Attratto dalle emigrate (“Le principesse azteche e maya in cui trasformavo le giovani peones…”), è alle prese con un difficile, conflittuale addio al celibato (“Il tuo senso estetico è troppo sviluppato per accettare tutto questo”), Bandini s’innamora di Camilla Lopez, inserviente del Columbia Buffet in Spring Street (“Lei era una principessa maja e quello era il suo castello”), che tuttavia non lo ricambia perché insegue un suo sogno d’amore – anche attraverso le esperienze della droga e della follia – fin nel deserto (“Oltre queste strade, attorno a queste strade, c’era il deserto che attendeva che la città morisse per ricoprirla di nuovo con la sua sabbia senza tempo. Fui sopraffatto dalla consapevolezza del patetico destino dell’uomo, del terribile significato della sua presenza. Il deserto era lì come un bianco animale paziente, in attesa che gli uomini morissero e le civiltà vacillassero come fiammelle, prima di spegnersi del tutto”)…
Il romanzo è un interessante esperimento nel quale si rappresentano speranze generazionali (“siccome sei povero, speri di scrivere un libro che ti faccia diventare ricco, così quelli che ti odiavano, laggiù nel Colorado, ti ameranno”), creatività incipiente (“A volte un’idea fluttuava innocente per la stanza, come un uccellino bianco”), crisi d’identità giovanili (“Arturo Bandini, che non è né carne, né pesce, né niente”) e propulsivo desiderio di rivalsa in un contesto urbano che è crocevia di culture, ma anche di pregiudizi (“Non ospitiamo i messicani in quest’albergo… E nemmeno ebrei”) e di desideri d’affermazione, come affermato dall’autore nel prologo posposto al romanzo: “Così l’ho intitolato Chiedi alla polvere, perché in quelle strade c’è la polvere dell’est e del Middle West, ed è una polvere da cui non cresce nulla, una cultura senza radici, una frenetica ricerca di un riparo, la furia cieca di un popolo perso e senza speranza alle prese con la ricerca affannosa di una pace che non potrà mai raggiungere.
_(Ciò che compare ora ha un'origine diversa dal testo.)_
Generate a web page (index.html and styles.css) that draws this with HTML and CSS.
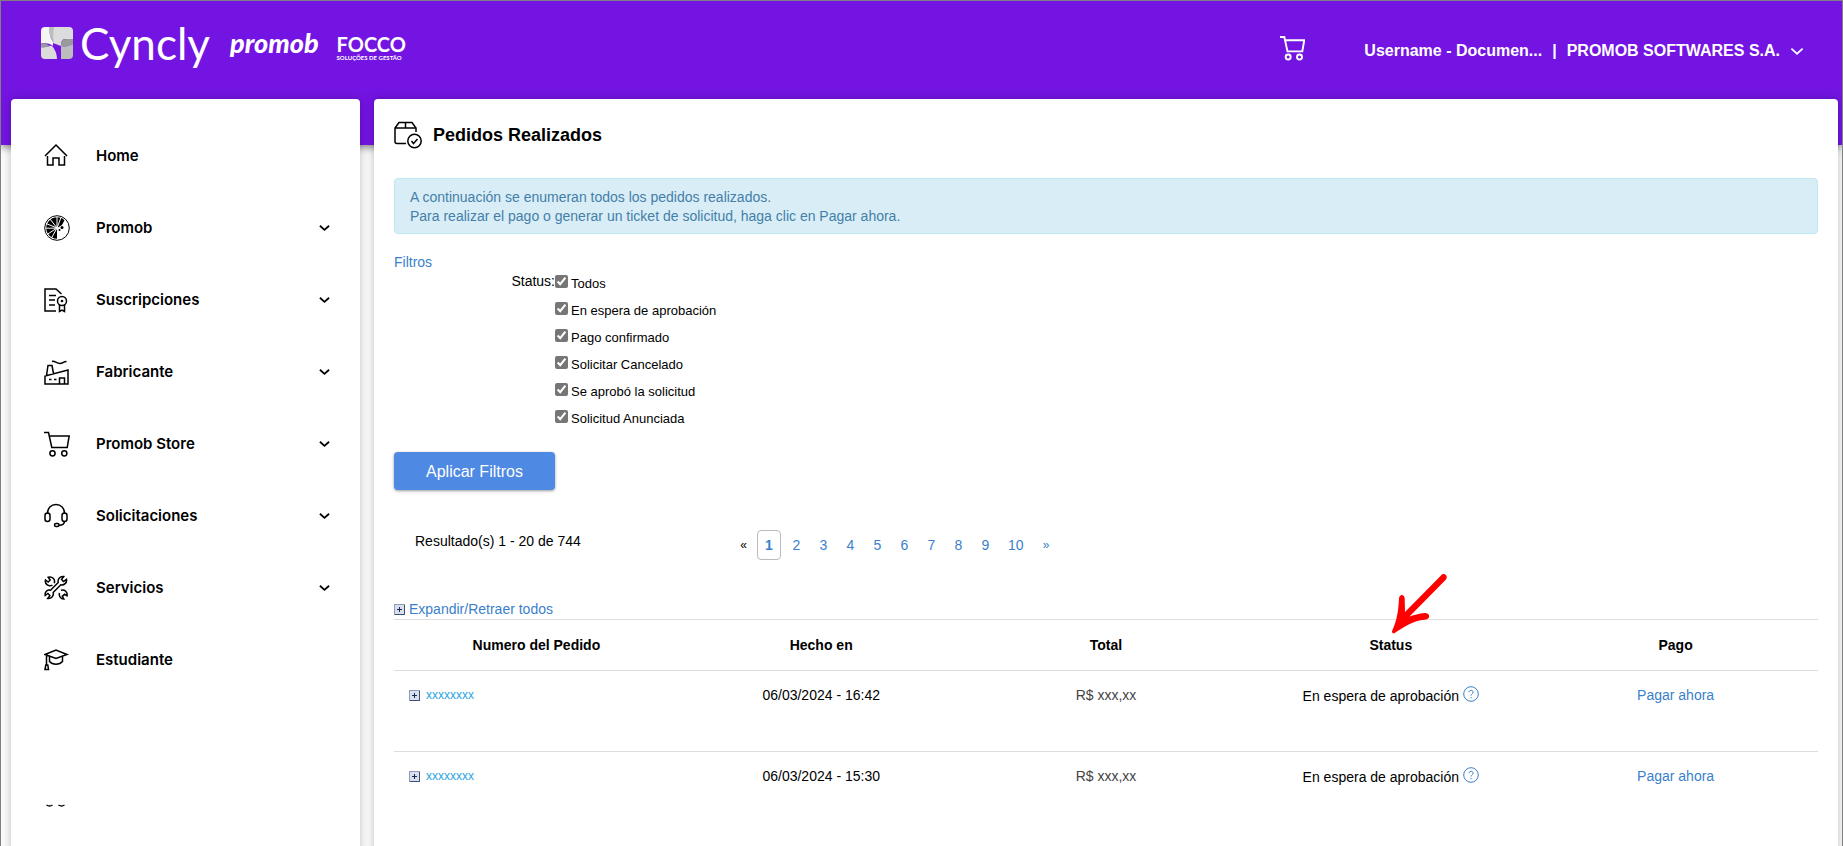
FILE: index.html
```
<!DOCTYPE html>
<html lang="es">
<head>
  <meta charset="UTF-8">
  <meta name="viewport" content="width=device-width, initial-scale=1">
  <title>Pedidos Realizados</title>
  <link rel="stylesheet" href="styles.css">
</head>
<body>
<svg class="sprite" width="0" height="0" aria-hidden="true">
  <symbol id="chevron" viewBox="0 0 12 8"><path d="M1 1.5l5 4.5 5-4.5"/></symbol>
  <symbol id="cart" viewBox="0 0 26 26"><path d="M0 1.5h4.5l3.3 15h15.4l2-11.5H5.5"/><circle cx="8.5" cy="22.3" r="2.6"/><circle cx="20.3" cy="22.3" r="2.6"/></symbol>
  <symbol id="plus" viewBox="0 0 11 11"><rect x=".5" y=".5" width="10" height="10" fill="#d9dfee" stroke="#8e9cb5"/><path d="M1 10.5h9.5V1" fill="none" stroke="#3f4f73"/><path d="M5.5 3v5M3 5.5h5" stroke="#1d2a4d"/></symbol>
  <symbol id="help" viewBox="0 0 16 16"><circle cx="8" cy="8" r="7.3"/><path d="M6 6.3c0-2.7 4.1-2.6 4.1-.1C10.100 7.700 8 7.800 8 9.600M8 11v1.200"/></symbol>
</svg>
<div class="page">
  <header class="header">
    <div class="brands">
      <a class="brand-cyncly" href="#">
        <svg class="mark" viewBox="0 0 32 32" aria-hidden="true">
          <path fill="#dcdcdc" d="M12 0H28a4 4 0 0 1 4 4v8h-8c-3 0-4 3-4 7l-8-3z"/>
          <path fill="#f5f5f5" d="M4 0h5c-1 6 0 11 3 15v4c-2-2-5-3-12-3V4a4 4 0 0 1 4-4z"/>
          <path fill="#bdbdbd" d="M8 0h5c-1 6-1 11 0 16-3-3-5-9-5-16z"/>
          <path fill="#9a9a9a" d="M20 19c0-4 1-7 5-7h7v5c-4 2-8 3-12 2zM0 16c4 0 6 1 9 3l-9 2z"/>
          <path fill="#dcdcdc" d="M0 20.500c3 0 6-.500 10.500-2 3 3 5.500 8 5.500 13.500H4a4 4 0 0 1-4-4z"/>
          <path fill="#bdbdbd" d="M20 19c4 1 8 0 12-2v11a4 4 0 0 1-4 4h-8z"/>
        </svg>
        <span>Cyncly</span>
      </a>
      <a class="brand-promob" href="#">promob</a>
      <a class="brand-focco" href="#">FOCCO<small>SOLUÇÕES DE GESTÃO</small></a>
    </div>
    <a class="header-cart" href="#" aria-label="Carrito"><svg><use href="#cart"/></svg></a>
    <button class="account" type="button">
      <span>Username - Documen...</span><span>|</span><span>PROMOB SOFTWARES S.A.</span>
      <svg aria-hidden="true"><use href="#chevron"/></svg>
    </button>
  </header>

  <div class="layout">
    <nav class="sidebar">
      <a class="item" href="#">
        <svg class="icon" viewBox="0 0 26 26"><path d="M1 13L12 2l11 11M3.500 13v9h5.500v-7h6v7h5.500v-9"/></svg>
        <span>Home</span>
      </a>
      <button class="item" type="button">
        <svg class="icon" viewBox="0 0 26 26"><circle cx="13" cy="13" r="12.300" stroke-width="1"/><path class="solid" d="M13 13V23.800A10.800 10.800 0 1 1 20.500 5.200L18 10z"/><path class="cut" d="M13 13V2M13 13L6 4M13 13L2 8.500M13 13.200H2M13 13L3 19.500M13 13L7.500 23M13 13L17 2.500"/><circle class="solid" cx="18" cy="12.500" r="1.500"/><circle class="solid" cx="15.500" cy="15" r="1"/></svg>
        <span>Promob</span><svg class="chevron"><use href="#chevron"/></svg>
      </button>
      <button class="item" type="button">
        <svg class="icon" viewBox="0 0 26 26"><path d="M12 24H1V2h11l5.500 5M5 8.500h7M5 13h6M5 18h6M15.500 18v6.500l2.500-1.500 2.500 1.500V18"/><circle cx="18" cy="14" r="4.500"/><circle cx="18" cy="14" r=".6"/></svg>
        <span>Suscripciones</span><svg class="chevron"><use href="#chevron"/></svg>
      </button>
      <button class="item" type="button">
        <svg class="icon" viewBox="0 0 26 26"><path d="M1 25v-8l23-6v14zM2.500 16.500L4 6.500h4l1.500 8M15.500 25v-6h5v6M5 20.500h2.500M10 20.500h2.500M8 2.500c3-1 4 2 8 2 3 0 3-2 6.500-2"/></svg>
        <span>Fabricante</span><svg class="chevron"><use href="#chevron"/></svg>
      </button>
      <button class="item" type="button">
        <svg class="icon"><use href="#cart"/></svg>
        <span>Promob Store</span><svg class="chevron"><use href="#chevron"/></svg>
      </button>
      <button class="item" type="button">
        <svg class="icon" viewBox="0 0 26 26"><path d="M3.500 10.500C3.500 5 7 1.500 12 1.500s8.500 3.500 8.500 9M20.500 18c0 3-2 4.300-5.500 4.300"/><rect x="1" y="10" width="5" height="8.500" rx="2.500"/><rect x="18" y="10" width="5" height="8.500" rx="2.500"/><rect x="10.500" y="20.500" width="4.500" height="3" rx="1.500"/></svg>
        <span>Solicitaciones</span><svg class="chevron"><use href="#chevron"/></svg>
      </button>
      <button class="item" type="button">
        <svg class="icon" viewBox="0 0 26 26"><path d="M8.500 10a4.600 4.600 0 0 1-7-5l2.700 2 2-2-2-2.700a4.600 4.600 0 0 1 6 6M15.500 18a4.600 4.600 0 0 0 4.300 6l-1.500-2.700 2.400-2 2.300 1.500a4.600 4.600 0 0 0-6-5.500M6.500 15.200l7.700-7.700c-.7-3.500 1.800-6.500 5.500-6l-2.200 3 2 2 3-2.200c.7 3.500-2.500 6.300-5.700 5.500l-7.600 7.700c.8 3.500-2 6.500-5.500 6l2.200-3-2-2-2.700 2c-.7-3.500 2-6 5.300-5.300z"/></svg>
        <span>Servicios</span><svg class="chevron"><use href="#chevron"/></svg>
      </button>
      <a class="item" href="#">
        <svg class="icon" viewBox="0 0 26 26"><path d="M1 7.500L12 3l11 4.500-11 4zM5.500 9.500v5c3 3.500 10 3.500 13 0v-5M2.500 8v10M1 22.500l.8-4.500h2l.7 4.500z"/></svg>
        <span>Estudiante</span>
      </a>
      <svg class="remnant" viewBox="0 0 26 4" aria-hidden="true"><path d="M2.500 1q3 2 6 0M14.500 1q3 2 6 0"/></svg>
    </nav>

    <main class="content">
      <h1 class="title">
        <svg class="icon" viewBox="0 0 28 28" aria-hidden="true"><path d="M12 22.500H3a2 2 0 0 1-2-2V7l4-5.500h13L22 7v4M1 7h21M11.500 1.500V7"/><circle cx="20.500" cy="20" r="6.700"/><path d="M17.500 20l2 2.500 4-4.500"/></svg>
        Pedidos Realizados
      </h1>
      <p class="alert">A continuación se enumeran todos los pedidos realizados.<br>Para realizar el pago o generar un ticket de solicitud, haga clic en Pagar ahora.</p>

      <a class="filters-link" href="#">Filtros</a>
      <form class="filters">
        <div class="status" role="group" aria-labelledby="status-label">
          <span class="status-label" id="status-label">Status:</span>
          <div class="options">
            <label><input type="checkbox" checked><span>Todos</span></label>
            <label><input type="checkbox" checked><span>En espera de aprobación</span></label>
            <label><input type="checkbox" checked><span>Pago confirmado</span></label>
            <label><input type="checkbox" checked><span>Solicitar Cancelado</span></label>
            <label><input type="checkbox" checked><span>Se aprobó la solicitud</span></label>
            <label><input type="checkbox" checked><span>Solicitud Anunciada</span></label>
          </div>
        </div>
        <button class="apply" type="button">Aplicar Filtros</button>
      </form>

      <div class="results">
        <p class="count">Resultado(s) 1 - 20 de 744</p>
        <nav class="pager">
          <span class="edge">«</span>
          <a class="current" href="#">1</a>
          <a href="#">2</a>
          <a href="#">3</a>
          <a href="#">4</a>
          <a href="#">5</a>
          <a href="#">6</a>
          <a href="#">7</a>
          <a href="#">8</a>
          <a href="#">9</a>
          <a href="#">10</a>
          <a class="edge" href="#">»</a>
        </nav>
      </div>

      <a class="expand-all" href="#"><svg class="plus"><use href="#plus"/></svg>Expandir/Retraer todos</a>
      <table class="orders">
        <thead>
          <tr>
            <th>Numero del Pedido</th>
            <th>Hecho en</th>
            <th>Total</th>
            <th class="marked">Status
              <svg class="arrow" viewBox="0 0 58 62" aria-hidden="true"><path d="M3 60.500q-3-.5-1.500-3.500C6 47 7.500 37 8 25.500c.5-5 5.500-4.500 5.700 0L14 39 50 2.500c3-3.500 7.500 0 5 4L18.500 43.500c5-1.500 11-3.500 16-3.500 5.500 1 4.500 6-.5 6.700C22 47.500 13 54 3 60.500z"/></svg>
            </th>
            <th>Pago</th>
          </tr>
        </thead>
        <tbody>
          <tr>
            <td class="order"><a href="#"><svg class="plus"><use href="#plus"/></svg>xxxxxxxx</a></td>
            <td>06/03/2024 - 16:42</td>
            <td class="total">R$ xxx,xx</td>
            <td>En espera de aprobación <a class="help" href="#" aria-label="Ayuda"><svg><use href="#help"/></svg></a></td>
            <td><a href="#">Pagar ahora</a></td>
          </tr>
          <tr>
            <td class="order"><a href="#"><svg class="plus"><use href="#plus"/></svg>xxxxxxxx</a></td>
            <td>06/03/2024 - 15:30</td>
            <td class="total">R$ xxx,xx</td>
            <td>En espera de aprobación <a class="help" href="#" aria-label="Ayuda"><svg><use href="#help"/></svg></a></td>
            <td><a href="#">Pagar ahora</a></td>
          </tr>
        </tbody>
      </table>
    </main>
  </div>
</div>
</body>
</html>
```
FILE: styles.css
```
* {
  box-sizing: border-box;
}
body {
  margin: 0;
  font: 14px/19px "Liberation Sans", Arial, sans-serif;
  color: #000;
  background: #fcfcfc;
}
a {
  color: #3a7fcb;
  text-decoration: none;
}
button {
  border: 0;
  background: none;
  font: inherit;
  cursor: pointer;
}
.sprite {
  position: absolute;
}
.page {
  display: flex;
  flex-direction: column;
  min-height: 100vh;
  border: 1px solid #808080;
  overflow: hidden;
}

/* header */
.header {
  display: flex;
  align-items: flex-start;
  height: 144px;
  padding: 0 38px 0 40px;
  background: #7414e3;
  box-shadow: 0 2px 8px rgba(0,0,0,.5);
  color: #fff;
}
.header a {
  color: #fff;
}
.brands {
  display: flex;
  align-items: flex-start;
  padding-top: 26px;
  margin-right: auto;
}
.brand-cyncly {
  display: flex;
  gap: 7px;
  font: 44px/32px Lato, sans-serif;
}
.mark {
  width: 32px;
  height: 32px;
}
.brand-promob {
  margin-left: 20px;
  font: italic 900 27px/32px Lato, sans-serif;
}
.brand-focco {
  margin: 7px 0 0 18px;
  font: 700 20px/20px Lato, sans-serif;
}
.brand-focco small {
  display: block;
  font-size: 6px;
  line-height: 8px;
}
.header-cart svg {
  display: block;
  width: 25px;
  height: 26px;
  margin: 34px 59px 0 0;
  fill: none;
  stroke: #fff;
  stroke-width: 2;
}
.account {
  display: flex;
  align-items: center;
  gap: 10px;
  padding: 40px 0 0;
  font-size: 16px;
  font-weight: 700;
  line-height: 20px;
  color: #fff;
}
.account svg {
  width: 14px;
  height: 9px;
  fill: none;
  stroke: #fff;
  stroke-width: 1.5;
}

/* panels */
.layout {
  display: flex;
  flex: 1;
  gap: 14px;
  margin-top: -46px;
  padding: 0 4px 0 10px;
}
.sidebar, .content {
  background: #fff;
  border-radius: 4px 4px 0 0;
  box-shadow: 0 0 10px rgba(0,0,0,.25);
}
.sidebar {
  flex: 0 0 349px;
  padding: 21px 30px 0 33px;
}
.content {
  flex: 1;
  padding: 20px;
}
.icon, .chevron, .remnant {
  fill: none;
  stroke: #000;
  stroke-width: 1.5;
}
.icon .solid {
  fill: #000;
  stroke: none;
}
.icon .cut {
  stroke: #fff;
  stroke-width: 1;
}
.item {
  display: flex;
  align-items: center;
  width: 100%;
  height: 72px;
  padding: 0;
  font: 600 15px/20px Inter, sans-serif;
  color: #000;
  text-align: left;
}
.item .icon {
  width: 26px;
  height: 26px;
  margin-right: 26px;
}
.chevron {
  width: 11px;
  height: 8px;
  margin-left: auto;
  stroke-width: 2;
}
.remnant {
  display: block;
  width: 26px;
  height: 4px;
  margin-top: 108px;
}

/* orders */
.title {
  display: flex;
  align-items: center;
  gap: 11px;
  margin: 0 0 27px;
  font-size: 18px;
  line-height: 32px;
}
.title .icon {
  width: 28px;
  height: 28px;
}
.alert {
  margin: 0 0 19px;
  padding: 9px 15px 7px;
  border: 1px solid #bce8f1;
  border-radius: 4px;
  background: #d9edf7;
  color: #447fa8;
}
.filters-link {
  display: block;
}
.status {
  display: flex;
}
.status-label {
  width: 161px;
  text-align: right;
}
.options label {
  display: flex;
  height: 27px;
  gap: 3px;
  font-size: 13px;
  line-height: 24px;
}
.options input {
  width: 13px;
  height: 13px;
  margin: 3px 0 0;
  accent-color: #767676;
}
.apply {
  height: 38px;
  margin-top: 18px;
  padding: 0 32px;
  border-radius: 4px;
  background: #4e89e3;
  box-shadow: 0 1px 3px rgba(0,0,0,.4);
  font-size: 16px;
  color: #fff;
}
.results {
  display: flex;
  margin: 40px 0;
}
.count {
  width: 336px;
  margin: 0;
  padding: 2px 0 0 21px;
}
.pager {
  display: flex;
  align-items: center;
}
.pager a, .pager span {
  min-width: 27px;
  padding: 4px 9px;
  line-height: 20px;
  text-align: center;
}
.pager .current {
  min-width: 24px;
  margin-right: 2px;
  padding: 4px 7px;
  border: 1px solid #bbb;
  border-radius: 4px;
  font-weight: 700;
}
.pager .edge {
  font-size: 12px;
}
.plus {
  width: 11px;
  height: 11px;
}
.expand-all {
  display: flex;
  align-items: center;
  gap: 4px;
}
.orders {
  width: 100%;
  border-collapse: collapse;
  table-layout: fixed;
}
.orders th {
  padding: 16px 0 15px;
  border-top: 1px solid #ddd;
  font-weight: 700;
}
.orders td {
  height: 81px;
  padding: 15px 0;
  border-top: 1px solid #ddd;
  text-align: center;
  vertical-align: top;
}
.orders .order {
  padding-left: 15px;
  font-size: 12px;
  text-align: left;
}
.order a {
  display: flex;
  align-items: center;
  gap: 6px;
  color: #2ba3e0;
}
.orders .total {
  color: #444;
}
.help svg {
  width: 16px;
  height: 16px;
  fill: none;
  stroke: #3a7fcb;
  vertical-align: -1px;
}
.marked {
  position: relative;
}
/* hint arrow laid over the Status heading */
.arrow {
  position: absolute;
  left: 50%;
  bottom: 35px;
  width: 58px;
  height: 62px;
  fill: #f00;
}
```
E c’è una ragazza ingannata dall’idea che felici fossero quelli che si affannavano, e voleva essere dei loro.”
Particolarmente efficace è l’itinerario dell’innamoramento del Bandini ventenne: l’iniziale disprezzo per l’immigrata-inserviente, il disinteresse più ostentato che reale (“L’amore non era tutto. Le donne non erano tutto. Uno scrittore doveva conservarsi le energie”), qualche dubbio sulle proprie prestazioni personali, la disinteressata ostinazione finale (“Poi sentii che il suo disprezzo si stava trasformando in odio e fu allora che cominciai a desiderarla”). Questo turbinio di emozioni si manifesta al cospetto di una dimensione religiosa alterna, rancorosa, contraddittoria e malvissuta (“Era un terremoto.” “Ero stato io. Era mia la colpa”) tra rimorsi e sensi di colpa.
Lo stile del Fante si caratterizza per un perenne dialogo: ora alla seconda, (“Stavo spendendo troppo. Vacci piano Arturo; hai dimenticato le arance”) ora alla terza persona, (“Una cosa era certa: Arturo Bandini non era il tipo giusto per Camilla Lopez”), comunque essenzialmente sempre alla prima persona… il proprio alter ego!